Braking is also used to control weight distribution before cornering, shifting weight to the front wheels to allow for a sharper turn. Optimization occurs when the centrifugal force's direction is counter balanced by the friction of the tires, which varies with acceleration and braking. Optimal lines depend on the shape of the turn, but max braking always occurring right before the apex and shifts to high acc after. Really though, its max brake/acc without slipping not just 1/0. Traction control/abs simplify the situation at the racer input level, allowing optimal strategy to approach 1/0 by functioning as a micro instance of the bang bang strategy. The abs/tcs is 1/0 due to optimization, not simplicity, since a variable input would not allow the wheels to return to a rolling state anymore quickly.
Great point about shifting weight to the front wheels. Real life racing theory is definitely much more complicated than my amateur understanding, especially when you're talking about high-performance cars and trained drivers.
This isn't really correct. There's four things you have to be aware of when going through a corner--throttle, brake, orientation, and traction. Oftentimes the fastest route through a corner doesn't match the bang-bang approach you describe. A good example is a series of chicanes where the bang-bang approach would actually make you slower.

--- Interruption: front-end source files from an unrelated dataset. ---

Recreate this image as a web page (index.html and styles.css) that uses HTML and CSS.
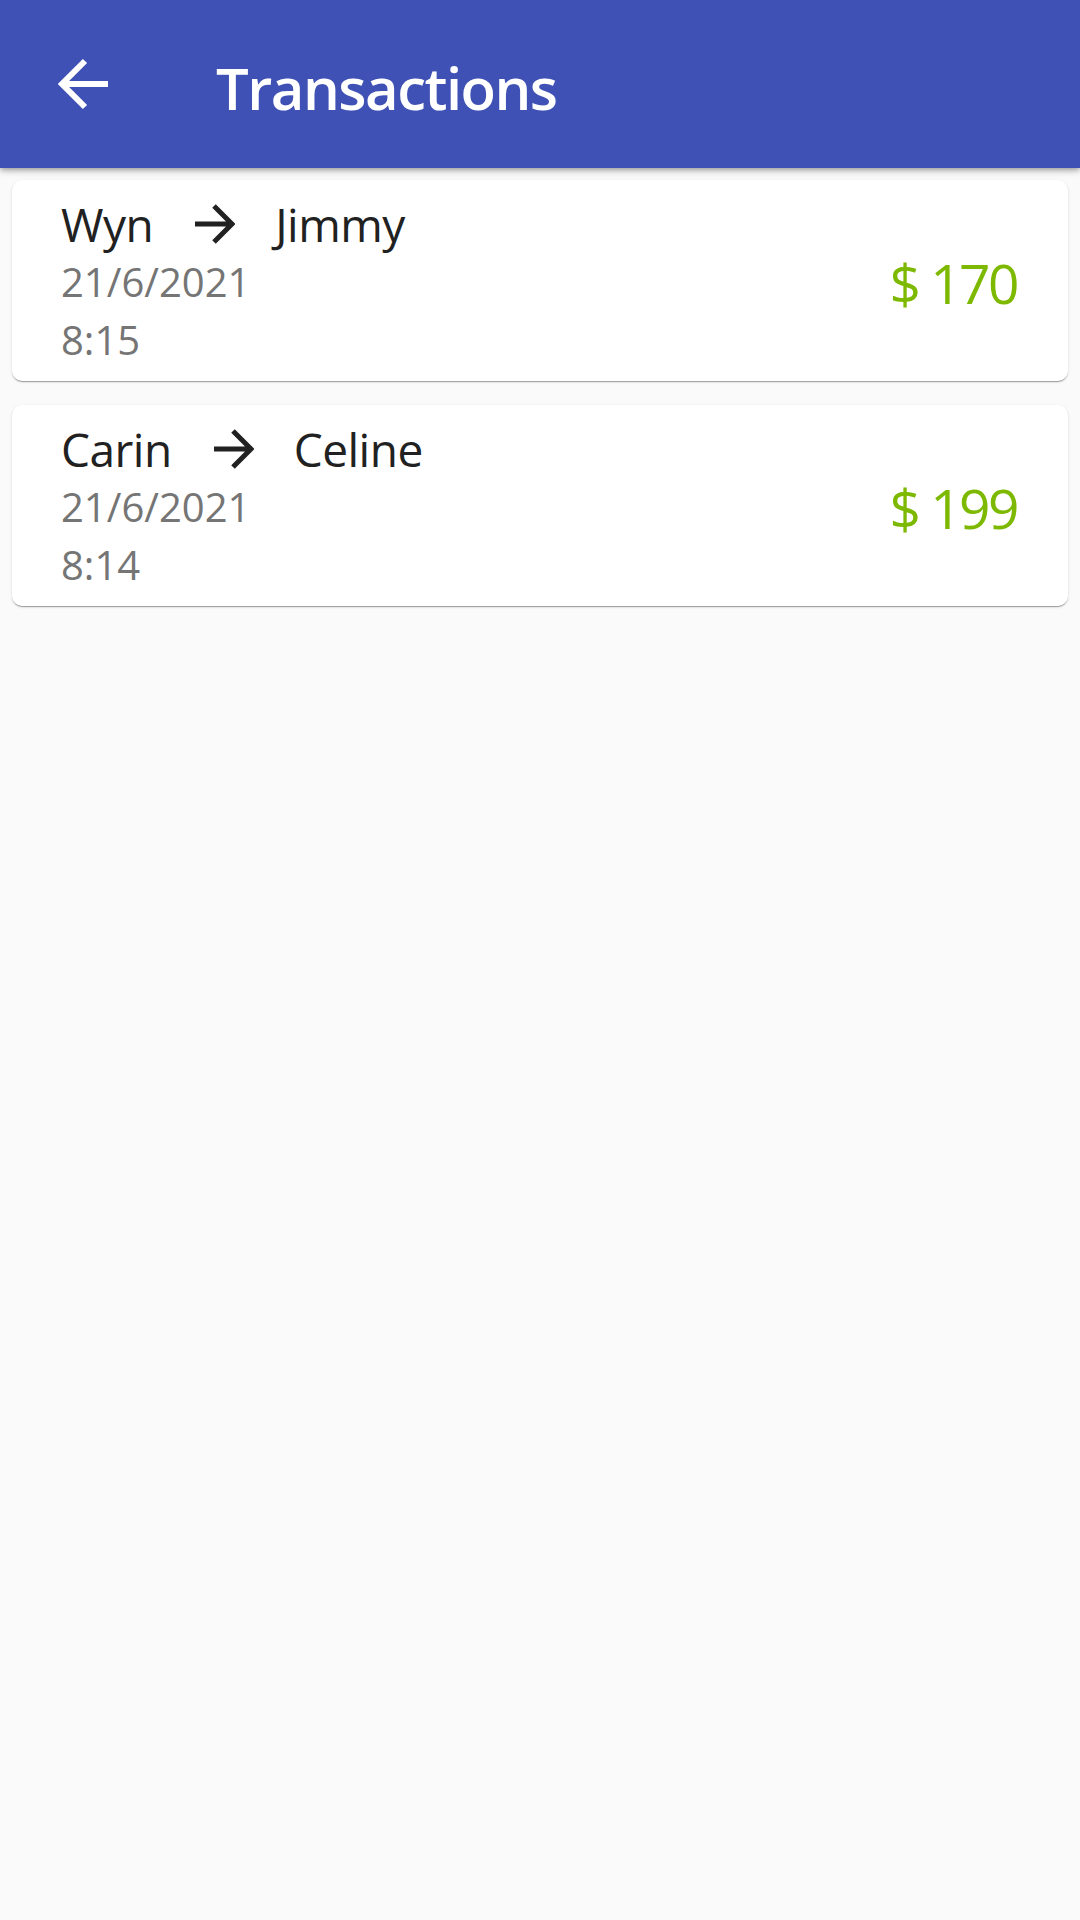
FILE: index.html
```html
<!DOCTYPE html>
<html>
<head>
<meta charset="utf-8">
<link rel="stylesheet" href="styles.css">
</head>
<body>
<header class="appbar">
  <svg class="back" width="56" height="56" viewBox="0 0 56 56">
    <path d="M52 28H6M29 5L6 28L29 51" fill="none" stroke="#fff" stroke-width="6" stroke-linecap="butt" stroke-linejoin="miter"/>
  </svg>
  <h1 class="title">Transactions</h1>
</header>
<main class="list">
  <div class="card">
    <div class="info">
      <div class="names">
        <span>Wyn</span>
        <svg class="fwd" width="40" height="40" viewBox="0 0 40 40">
          <path d="M0 20H37M19 2L37 20L19 38" fill="none" stroke="#212121" stroke-width="5"/>
        </svg>
        <span>Jimmy</span>
      </div>
      <div class="meta">21/6/2021</div>
      <div class="meta">8:15</div>
    </div>
    <div class="amount">$ 170</div>
  </div>
  <div class="card">
    <div class="info">
      <div class="names">
        <span>Carin</span>
        <svg class="fwd" width="40" height="40" viewBox="0 0 40 40">
          <path d="M0 20H37M19 2L37 20L19 38" fill="none" stroke="#212121" stroke-width="5"/>
        </svg>
        <span>Celine</span>
      </div>
      <div class="meta">21/6/2021</div>
      <div class="meta">8:14</div>
    </div>
    <div class="amount">$ 199</div>
  </div>
</main>
</body>
</html>
```
FILE: styles.css
```css
html, body {
  margin: 0;
  padding: 0;
}
body {
  background: #fafafa;
  font-family: "Open Sans", "Noto Sans", "Liberation Sans", sans-serif;
  width: 1080px;
  min-height: 1920px;
}
.appbar {
  height: 168px;
  background: #3f51b5;
  display: flex;
  align-items: center;
  padding-left: 56px;
  box-sizing: border-box;
  box-shadow: 0 2px 4px -1px rgba(0,0,0,.2), 0 4px 5px 0 rgba(0,0,0,.14), 0 1px 10px 0 rgba(0,0,0,.12);
  position: relative;
  z-index: 1;
}
.back {
  display: block;
  flex: none;
}
.title {
  margin: 0 0 0 104px;
  color: #fff;
  font-size: 58px;
  font-weight: 600;
  line-height: 1;
  padding-top: 8px;
  letter-spacing: -1.5px;
}
.list {
  display: flex;
  flex-direction: column;
  gap: 24px;
  padding: 12px;
}
.card {
  background: #fff;
  border-radius: 10px;
  display: flex;
  justify-content: space-between;
  align-items: center;
  padding: 15px 51px 12px 49px;
  box-shadow: 0 2px 1px -1px rgba(0,0,0,.2), 0 1px 1px 0 rgba(0,0,0,.14), 0 1px 3px 0 rgba(0,0,0,.12);
}
.names {
  display: flex;
  align-items: center;
  font-size: 46px;
  line-height: 58px;
  letter-spacing: -0.5px;
  color: #212121;
}
.fwd {
  display: block;
  margin: 0 40px 0 42px;
  flex: none;
}
.meta {
  font-size: 40px;
  line-height: 58px;
  color: #757575;
}
.amount {
  font-size: 55px;
  letter-spacing: -2.5px;
  color: #7cb900;
  line-height: 1;
  padding-top: 0;
}
```
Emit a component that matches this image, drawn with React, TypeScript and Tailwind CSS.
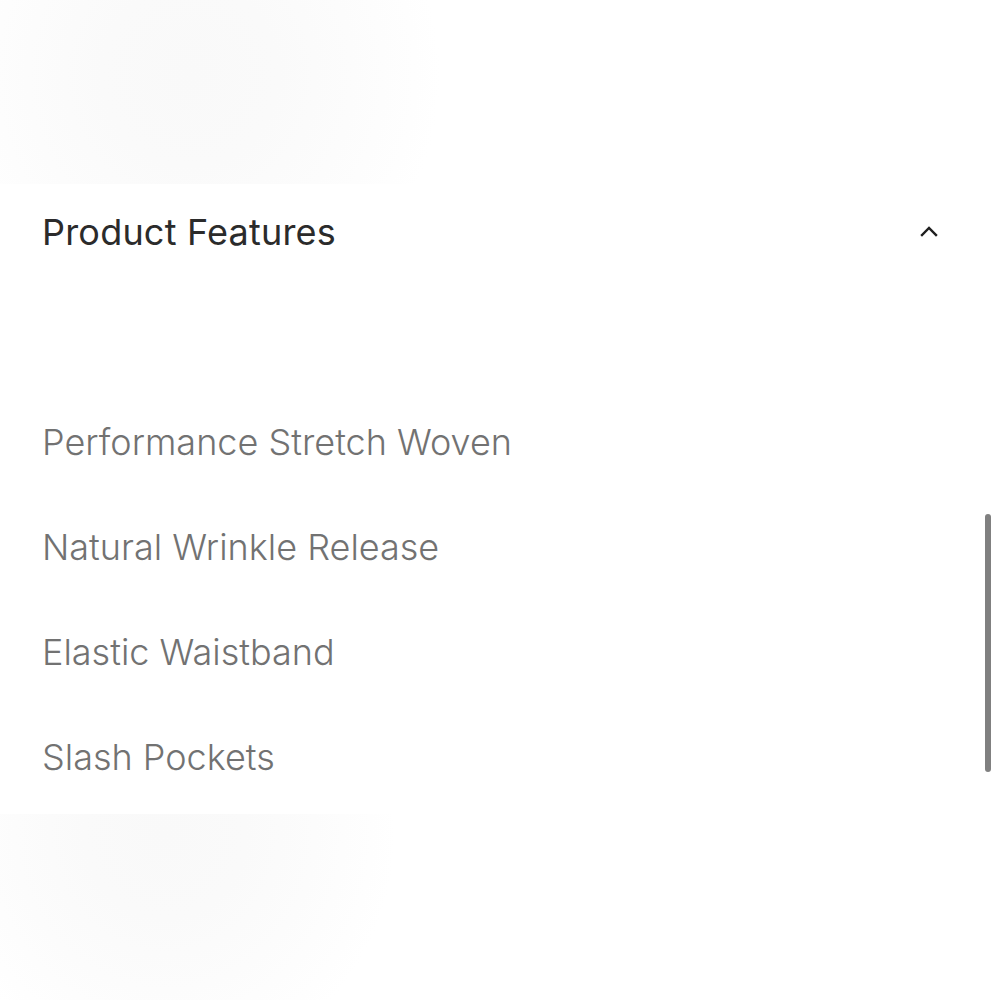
import React, { useState } from 'react';

const FEATURES = [
    'Performance Stretch Woven',
    'Natural Wrinkle Release',
    'Elastic Waistband',
    'Slash Pockets',
];

const ChevronUp = ({ className }: { className?: string }) => (
    <svg viewBox="0 0 18 12" fill="none" stroke="currentColor" strokeWidth="2.4" strokeLinecap="square" strokeLinejoin="miter" className={className}>
        <path d="M2 10 L9 3 L16 10" />
    </svg>
);

export default function App() {
    const [open, setOpen] = useState(true);

    return (
        <div className="relative w-[1000px] h-[1000px] overflow-hidden bg-white" style={{ fontFamily: 'Inter, "Noto Sans", sans-serif' }}>
            {/* faint product image bleeding in above */}
            <div className="h-[184px] bg-[radial-gradient(ellipse_250px_260px_at_190px_75px,#f9f9f9_0%,#fafafa_35%,#fcfcfc_65%,#fefefe_90%,#ffffff_100%)]" />

            <section className="relative bg-white px-[42px] pt-[26px] pb-[35px]">
                <button
                    onClick={() => setOpen(!open)}
                    className="w-full flex items-center justify-between text-left"
                >
                    <h2 className="text-[36px] leading-[44px] font-normal text-[#2b2b2b] tracking-[0.2px]">Product Features</h2>
                    <ChevronUp className="w-[18px] h-[12px] mr-[20px] mb-[2px] text-[#1f1f1f]" />
                </button>

                {open && (
                    <ul className="mt-[166px] flex flex-col gap-[61px]">
                        {FEATURES.map(f => (
                            <li key={f} className="text-[36px] leading-[44px] font-light text-[#727272] tracking-[0px]">{f}</li>
                        ))}
                    </ul>
                )}

                <div className="absolute right-[9px] top-[330px] w-[6px] h-[258px] rounded-full bg-[#808080]" />
            </section>

            {/* faint images below */}
            <div className="h-[186px] bg-[radial-gradient(ellipse_230px_240px_at_165px_20px,#f9f9f9_0%,#fafafa_35%,#fcfcfc_65%,#fefefe_90%,#ffffff_100%),radial-gradient(ellipse_200px_230px_at_1010px_30px,#fafafa_0%,#fbfbfb_40%,#fdfdfd_75%,#ffffff_100%)]" />
        </div>
    );
}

To put it another way, traction factors a lot more heavily into the best route around a corner and therefore demands fewer instances of full-on/full-off throttle and braking that you describe.

Kinda. But you have an input with (presumably) finer control than is usually available with an actual bang bang. Throttle control in racing is what I'd consider a "pun" on bang bang. While it's shaped the same, the rationale doesn't quite line up with a real life bang bang.

In racing, it is "cheap" in the sense of a sort of cost function based on response time.

It's also used on some rockets and guided bombs, which is where I first heard about it. It leads to rougher trajectories but it's a more reliable control surface since you only need to handle zero or full deflection on a given fin.